Perhaps the only thing keeping the ship afloat is the success of the USWNT. A shining light for several decades now, the USWNT has been reliably dominant. Three World Cup victories and continuous success have cemented the women’s side as a certified powerhouse. They enter the field this week as clear favorites in pursuit of a fourth World Cup. Still, there is a concerning air about the team. Jill Ellis, the mainstay head coach, has been called into question when evaluating both her tactics and roster selections leading up to the tournament. It’s odd to question her when the team has only one loss since the start of 2018, but alas, it’s a cruel sport. I’ve heard multiple pundits say anything short of a title could cost Ellis her post, a harsh fate all things considered. The players themselves are mired in a battle with the federation over equal pay and treatment to that of their male counterparts. It’s hard to not side with them and impossible to blame them for wanting that equality. If nothing else, they are beginning to be heard. The pressure is on as another title would go a long way in advancing their fight for equality. Anything less could prove costly and serve as a major setback for the women’s game both on and off the field.

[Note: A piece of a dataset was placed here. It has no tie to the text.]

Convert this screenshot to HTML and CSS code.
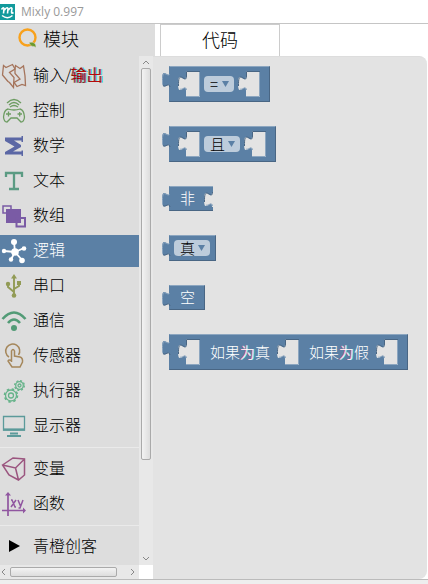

I pride myself on being a realist. The reality of the situation is that US Soccer is a tier, or two, or three from where it should be on the global footballing pyramid. We can debate at length the solution to the problem. No matter your stance, I think we can all agree the answer is multifaceted and not a quick fix. At this point a bandaid won’t stop the bleeding, and even if it did, what would be the point? Soccer in America has teetered on the precipice of relevancy both from a competitive standpoint as well as from a market share standpoint. The American consumer can only bear so much cost, whether that be monetary or emotional, before there is nothing left in the tank. I know I’m not alone when I say I hope the powers that be can begin to find solutions to start realizing real progress and further advance the sport domestically. If they don’t do so quickly, I fear the ship may sink.